[Given instruction]
Reproduce the listing below without changes, except that pictures are left out.

[Data segment]
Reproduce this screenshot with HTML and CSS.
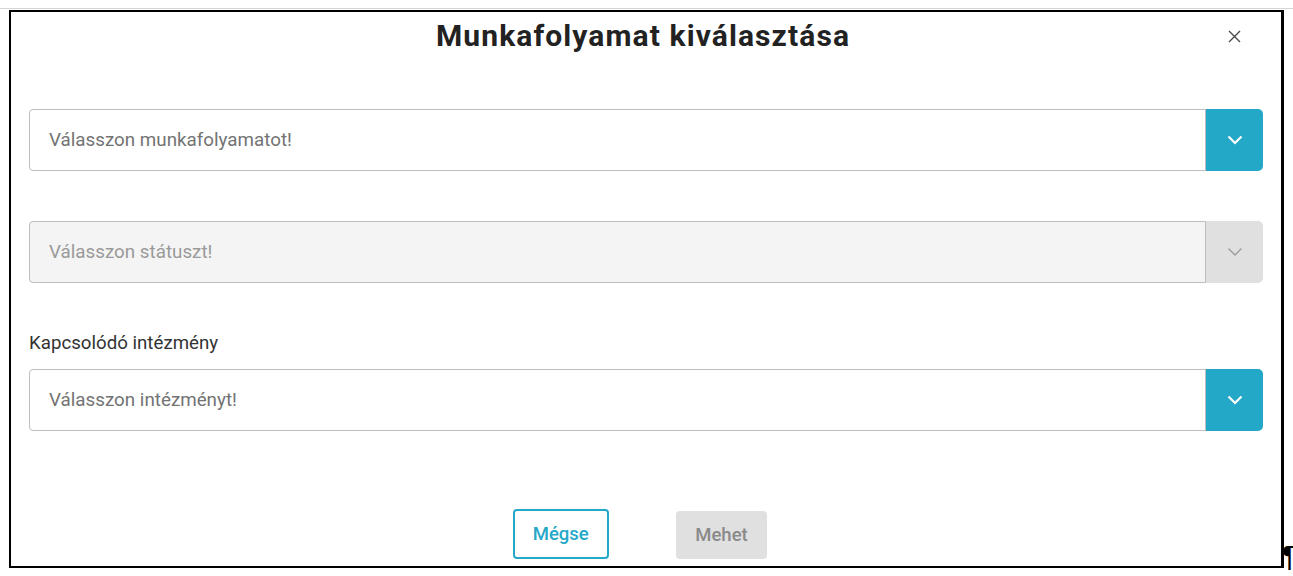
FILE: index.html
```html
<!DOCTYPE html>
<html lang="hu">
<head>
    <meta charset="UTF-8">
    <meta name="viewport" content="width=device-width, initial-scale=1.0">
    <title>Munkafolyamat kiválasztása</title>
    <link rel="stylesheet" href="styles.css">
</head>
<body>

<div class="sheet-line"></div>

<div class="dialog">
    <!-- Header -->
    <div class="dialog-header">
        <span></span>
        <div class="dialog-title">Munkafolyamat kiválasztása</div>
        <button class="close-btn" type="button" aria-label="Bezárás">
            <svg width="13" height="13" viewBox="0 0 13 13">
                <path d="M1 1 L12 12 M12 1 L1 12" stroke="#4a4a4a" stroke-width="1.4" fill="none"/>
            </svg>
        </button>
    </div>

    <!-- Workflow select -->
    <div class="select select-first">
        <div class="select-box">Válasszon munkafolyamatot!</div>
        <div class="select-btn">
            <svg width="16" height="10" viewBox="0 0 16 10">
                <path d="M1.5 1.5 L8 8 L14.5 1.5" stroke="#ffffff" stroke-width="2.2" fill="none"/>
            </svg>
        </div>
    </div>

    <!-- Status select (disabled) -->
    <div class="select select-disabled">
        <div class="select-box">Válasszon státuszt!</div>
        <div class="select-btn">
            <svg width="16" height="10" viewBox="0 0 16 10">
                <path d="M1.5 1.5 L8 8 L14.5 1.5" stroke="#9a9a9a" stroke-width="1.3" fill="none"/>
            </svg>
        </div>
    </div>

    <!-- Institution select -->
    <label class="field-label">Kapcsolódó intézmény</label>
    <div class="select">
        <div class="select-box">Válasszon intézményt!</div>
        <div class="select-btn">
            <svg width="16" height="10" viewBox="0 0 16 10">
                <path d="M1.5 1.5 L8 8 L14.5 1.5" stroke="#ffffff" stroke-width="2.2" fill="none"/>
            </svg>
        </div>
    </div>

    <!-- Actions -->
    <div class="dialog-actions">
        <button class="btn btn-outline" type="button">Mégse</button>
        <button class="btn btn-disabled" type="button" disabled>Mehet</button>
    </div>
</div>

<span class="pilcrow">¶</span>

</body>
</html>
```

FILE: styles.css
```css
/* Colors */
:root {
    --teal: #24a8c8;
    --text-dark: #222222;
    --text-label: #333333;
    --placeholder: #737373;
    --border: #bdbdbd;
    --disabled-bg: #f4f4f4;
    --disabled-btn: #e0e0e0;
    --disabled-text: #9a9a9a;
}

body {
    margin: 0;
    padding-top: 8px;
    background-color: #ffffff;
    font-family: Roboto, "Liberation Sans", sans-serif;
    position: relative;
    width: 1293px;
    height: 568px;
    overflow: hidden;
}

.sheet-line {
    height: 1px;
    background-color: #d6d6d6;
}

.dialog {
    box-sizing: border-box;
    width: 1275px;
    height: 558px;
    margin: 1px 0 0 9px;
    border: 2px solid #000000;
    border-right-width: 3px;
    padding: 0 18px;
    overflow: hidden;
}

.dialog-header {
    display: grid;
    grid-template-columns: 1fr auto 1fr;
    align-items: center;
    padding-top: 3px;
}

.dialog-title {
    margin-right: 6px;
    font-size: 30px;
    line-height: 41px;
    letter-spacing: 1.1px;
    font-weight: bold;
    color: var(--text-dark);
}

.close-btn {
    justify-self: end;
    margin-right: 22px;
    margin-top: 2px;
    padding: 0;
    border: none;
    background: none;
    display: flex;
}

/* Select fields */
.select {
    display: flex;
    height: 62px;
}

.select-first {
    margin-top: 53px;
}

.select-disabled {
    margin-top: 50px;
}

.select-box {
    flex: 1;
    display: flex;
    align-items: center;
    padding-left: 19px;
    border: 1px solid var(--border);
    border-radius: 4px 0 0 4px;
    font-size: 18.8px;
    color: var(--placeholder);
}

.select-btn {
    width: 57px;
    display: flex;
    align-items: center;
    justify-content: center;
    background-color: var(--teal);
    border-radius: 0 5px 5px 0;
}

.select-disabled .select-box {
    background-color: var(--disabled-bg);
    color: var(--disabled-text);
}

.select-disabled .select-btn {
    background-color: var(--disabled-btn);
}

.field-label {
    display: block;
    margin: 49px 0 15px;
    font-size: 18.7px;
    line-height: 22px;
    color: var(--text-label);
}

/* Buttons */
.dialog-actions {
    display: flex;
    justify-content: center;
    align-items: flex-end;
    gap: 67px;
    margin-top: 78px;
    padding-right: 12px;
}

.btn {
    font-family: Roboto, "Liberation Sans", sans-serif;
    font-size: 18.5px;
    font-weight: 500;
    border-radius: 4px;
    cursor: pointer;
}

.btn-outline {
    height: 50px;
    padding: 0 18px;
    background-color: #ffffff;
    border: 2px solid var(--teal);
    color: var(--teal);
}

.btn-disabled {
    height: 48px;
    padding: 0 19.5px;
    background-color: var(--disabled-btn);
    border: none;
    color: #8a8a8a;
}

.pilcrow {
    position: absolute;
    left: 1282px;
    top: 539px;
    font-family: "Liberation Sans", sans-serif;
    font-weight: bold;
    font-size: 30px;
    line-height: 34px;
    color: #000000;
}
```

[Solution to this exercise]
Reproduce this screenshot with HTML and CSS.
FILE: index.html
```html
<!DOCTYPE html>
<html lang="hu">
<head>
    <meta charset="UTF-8">
    <meta name="viewport" content="width=device-width, initial-scale=1.0">
    <title>Munkafolyamat kiválasztása</title>
    <link rel="stylesheet" href="styles.css">
</head>
<body>

<div class="sheet-line"></div>

<div class="dialog">
    <!-- Header -->
    <div class="dialog-header">
        <span></span>
        <div class="dialog-title">Munkafolyamat kiválasztása</div>
        <button class="close-btn" type="button" aria-label="Bezárás">
            <svg width="13" height="13" viewBox="0 0 13 13">
                <path d="M1 1 L12 12 M12 1 L1 12" stroke="#4a4a4a" stroke-width="1.4" fill="none"/>
            </svg>
        </button>
    </div>

    <!-- Workflow select -->
    <div class="select select-first">
        <div class="select-box">Válasszon munkafolyamatot!</div>
        <div class="select-btn">
            <svg width="16" height="10" viewBox="0 0 16 10">
                <path d="M1.5 1.5 L8 8 L14.5 1.5" stroke="#ffffff" stroke-width="2.2" fill="none"/>
            </svg>
        </div>
    </div>

    <!-- Status select (disabled) -->
    <div class="select select-disabled">
        <div class="select-box">Válasszon státuszt!</div>
        <div class="select-btn">
            <svg width="16" height="10" viewBox="0 0 16 10">
                <path d="M1.5 1.5 L8 8 L14.5 1.5" stroke="#9a9a9a" stroke-width="1.3" fill="none"/>
            </svg>
        </div>
    </div>

    <!-- Institution select -->
    <label class="field-label">Kapcsolódó intézmény</label>
    <div class="select">
        <div class="select-box">Válasszon intézményt!</div>
        <div class="select-btn">
            <svg width="16" height="10" viewBox="0 0 16 10">
                <path d="M1.5 1.5 L8 8 L14.5 1.5" stroke="#ffffff" stroke-width="2.2" fill="none"/>
            </svg>
        </div>
    </div>

    <!-- Actions -->
    <div class="dialog-actions">
        <button class="btn btn-outline" type="button">Mégse</button>
        <button class="btn btn-disabled" type="button" disabled>Mehet</button>
    </div>
</div>

<span class="pilcrow">¶</span>

</body>
</html>
```

FILE: styles.css
```css
/* Colors */
:root {
    --teal: #24a8c8;
    --text-dark: #222222;
    --text-label: #333333;
    --placeholder: #737373;
    --border: #bdbdbd;
    --disabled-bg: #f4f4f4;
    --disabled-btn: #e0e0e0;
    --disabled-text: #9a9a9a;
}

body {
    margin: 0;
    padding-top: 8px;
    background-color: #ffffff;
    font-family: Roboto, "Liberation Sans", sans-serif;
    position: relative;
    width: 1293px;
    height: 568px;
    overflow: hidden;
}

.sheet-line {
    height: 1px;
    background-color: #d6d6d6;
}

.dialog {
    box-sizing: border-box;
    width: 1275px;
    height: 558px;
    margin: 1px 0 0 9px;
    border: 2px solid #000000;
    border-right-width: 3px;
    padding: 0 18px;
    overflow: hidden;
}

.dialog-header {
    display: grid;
    grid-template-columns: 1fr auto 1fr;
    align-items: center;
    padding-top: 3px;
}

.dialog-title {
    margin-right: 6px;
    font-size: 30px;
    line-height: 41px;
    letter-spacing: 1.1px;
    font-weight: bold;
    color: var(--text-dark);
}

.close-btn {
    justify-self: end;
    margin-right: 22px;
    margin-top: 2px;
    padding: 0;
    border: none;
    background: none;
    display: flex;
}

/* Select fields */
.select {
    display: flex;
    height: 62px;
}

.select-first {
    margin-top: 53px;
}

.select-disabled {
    margin-top: 50px;
}

.select-box {
    flex: 1;
    display: flex;
    align-items: center;
    padding-left: 19px;
    border: 1px solid var(--border);
    border-radius: 4px 0 0 4px;
    font-size: 18.8px;
    color: var(--placeholder);
}

.select-btn {
    width: 57px;
    display: flex;
    align-items: center;
    justify-content: center;
    background-color: var(--teal);
    border-radius: 0 5px 5px 0;
}

.select-disabled .select-box {
    background-color: var(--disabled-bg);
    color: var(--disabled-text);
}

.select-disabled .select-btn {
    background-color: var(--disabled-btn);
}

.field-label {
    display: block;
    margin: 49px 0 15px;
    font-size: 18.7px;
    line-height: 22px;
    color: var(--text-label);
}

/* Buttons */
.dialog-actions {
    display: flex;
    justify-content: center;
    align-items: flex-end;
    gap: 67px;
    margin-top: 78px;
    padding-right: 12px;
}

.btn {
    font-family: Roboto, "Liberation Sans", sans-serif;
    font-size: 18.5px;
    font-weight: 500;
    border-radius: 4px;
    cursor: pointer;
}

.btn-outline {
    height: 50px;
    padding: 0 18px;
    background-color: #ffffff;
    border: 2px solid var(--teal);
    color: var(--teal);
}

.btn-disabled {
    height: 48px;
    padding: 0 19.5px;
    background-color: var(--disabled-btn);
    border: none;
    color: #8a8a8a;
}

.pilcrow {
    position: absolute;
    left: 1282px;
    top: 539px;
    font-family: "Liberation Sans", sans-serif;
    font-weight: bold;
    font-size: 30px;
    line-height: 34px;
    color: #000000;
}
```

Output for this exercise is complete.